Arguably at this point I could have asked about renting a motorcycle for the day, but (A) it was already 2pm, and (B) At this point I had enough of this girl.
Contrast 2: On my first full day in the mountains I paid $1 for a tour, had a great time, and took over 300 pictures. On day 2 I paid around $25 for a tour, left the group halfway through, took around 60 pictures, had a terrible lunch, and couldn’t even salvage the day by making my own tour and biking the 5 miles back up the mountain to the places I wanted to visit. I didn’t even have any luck with dinner – I went to another Indian place that looked good and had the worst dinner of my three nights in the Highlands.
Overall, the Cameron Highlands were a wonderful place to visit. Knowing that I have a July 1 flight out of Kuala Lumpur, I decided that I would leave the next morning – a change of plans from taking the “sunrise tour” to the exact same places I went the day before. If I had rented a motorcycle at the start of the last day, I could have seen nearly everything in town that I didn’t get to see …and the stuff that I did. While you certainly could “do” the Cameron Highlands in three days, it was the kind of place that I wouldn’t mind sticking around for a week to just enjoy the cool mountain air and fresh fruit.

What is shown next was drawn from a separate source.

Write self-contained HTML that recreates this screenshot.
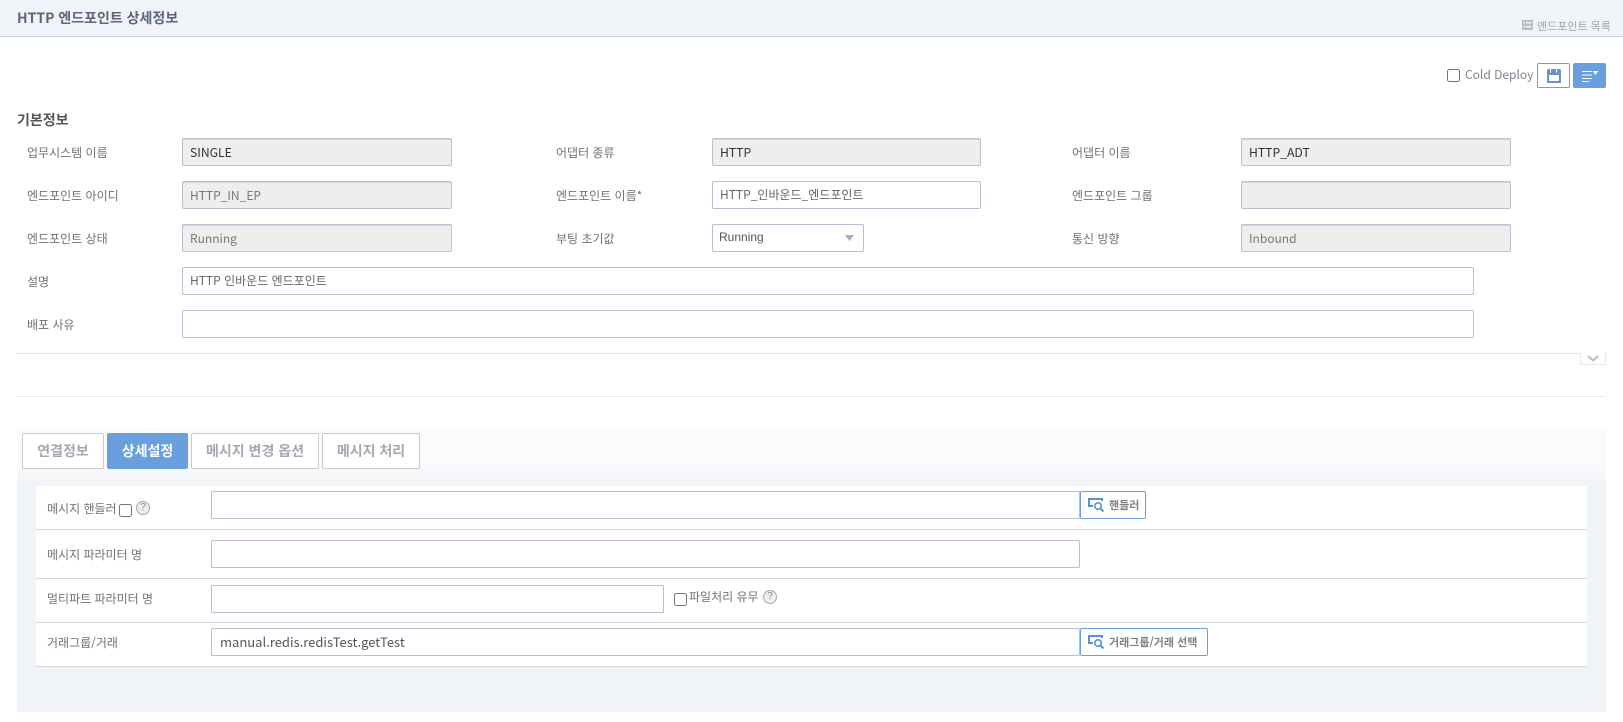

It’s strange, but I feel that actually booking a ticket out of Malaysia was a bad idea. More specifically, it’s probably that booking a ticket out of Malaysia without doing any research on what else I could do here has been the bad idea. Malaysia has been an extremely pleasant surprise that I wasn’t prepared for – I’ll admit that I came simply because it was ‘the country next door’ and not because I specifically wanted to see something here. As such, with my exit planned to Bali in a few days, I feel as though I’m leaving Malaysia before I was able to see all of the things worth seeing in the country. Two immediate places come to mind – Malacca (an old colonial city) and Taman Negara National Park.